Bir bilgisayar bilimcisi olarak, gerçekleştirmek istediğin hedeflerin neler?

Eğitime başladığım The State University of New York at Buffalo’da, seçtiğiniz bölüme ek olarak ilgi alanlarınızda da eğitim alma fırsatı sunuluyor. Örneğin ben bilgisayar bilimi okumaya geldim fakat sosyal alanlara ilgi duyan bir öğrenci olarak bu alanlarda da eğitim alabileceğim. Az önce aktardığım gibi; ben öncelikle bir bilgisayar bilimcisi olmak istiyorum. Bilgisayar bilimini daha iş birlikçi ve anlayışlı bir dünyanın inşasında kullanmak istiyorum. Beni etkileyen konuların başında gelen; “eğitimde fırsat eşitliği”, daha sonrasında iklim krizi, iklim adaleti, cinsiyet eşitliği konularında kendimi geliştirmek ve eylemde bulunmak istiyorum. Kimi zaman bu eylemler veri bilimiyle olacak. Aynı zamanda veri hukuku anlamında da kendimi geliştirmeyi hedefliyorum. Dünyamızı daha iyi şekillendirmek için bilgisayar hukuku ve veri bilimini etik bir biçimde nasıl kullanabiliriz sorusunun cevabını bulmak istiyorum. Bu konuda policy makerlardan biri olmak hayalim.

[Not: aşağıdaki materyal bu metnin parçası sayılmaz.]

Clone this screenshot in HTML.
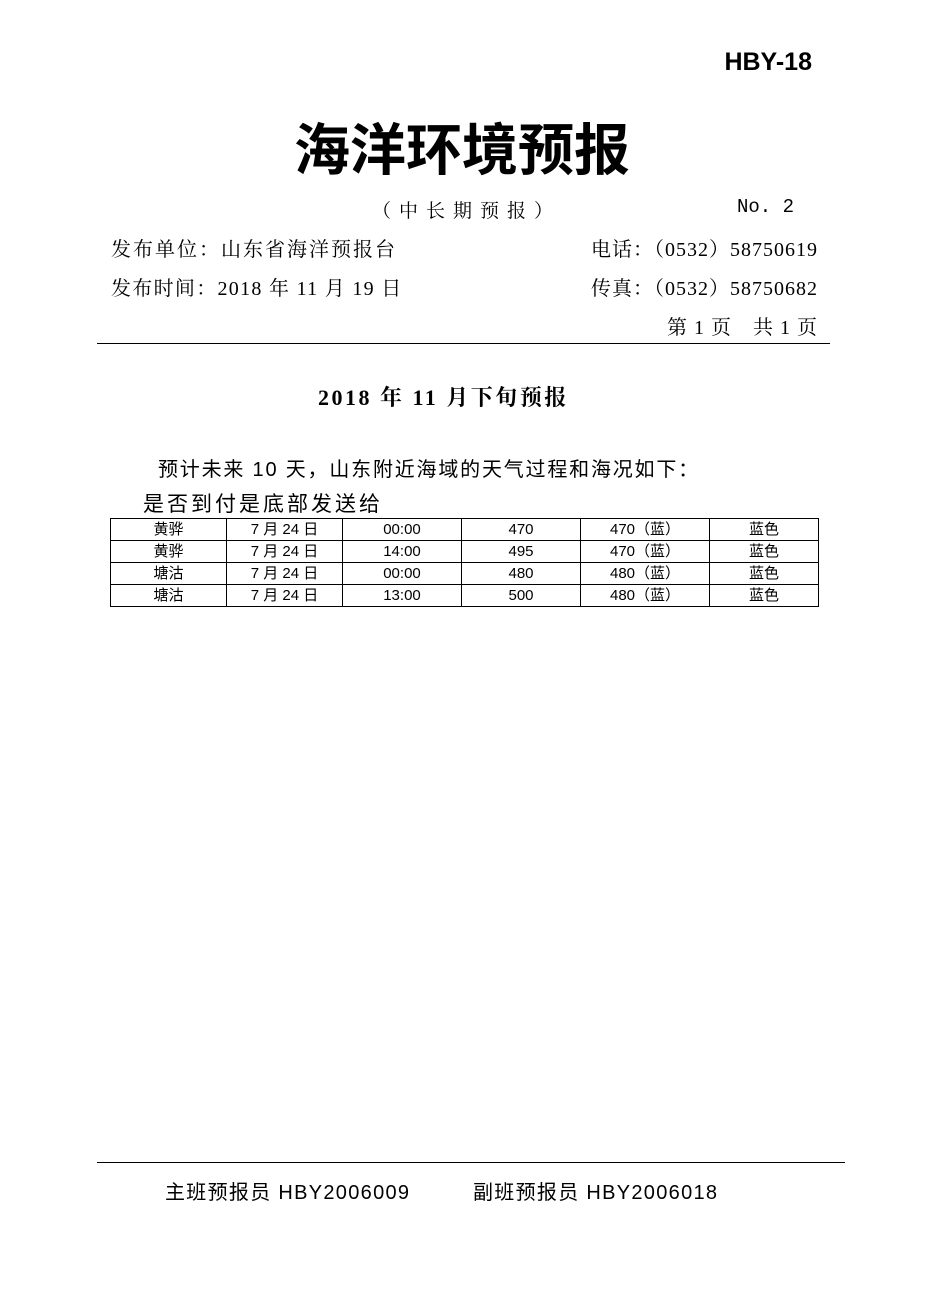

Ve zamanı geldiğinde de ülkemde bu alanın öncüsü olmak, bilgisayar bilimini dünya yararına kullanmak ve ömrümün sonuna kadar vefa borcumun devam edeceği Darüşşafaka’ya da başka sıfatlarla geri dönmek istiyorum. Darüşşafaka’dan yolunuz geçmişse ‘Ben eğitimimi bitirdim, gidiyorum’ diyemiyorsunuz. Aidiyet duygusunu daima yüreğinizde taşıdığınız bir yer burası. Bir yere vefa borcunuzu ödemek, çoğu zaman gönül mesafesiyle de alakalı oluyor. Darüşşafaka da ülkem de benim hep en yakınımda, gönlümde. Hayalimde Birleşmiş Milletler’de veri hukukunun öncülerinden olmak da var. Hatta iklim krizine, iklim adaletsizliğine ve eğitimde fırsat eşitsizliğine karşı caydırıcı politikaları oluşturmak isterim. Bu durum beni çok fazla heyecanlandırıyor.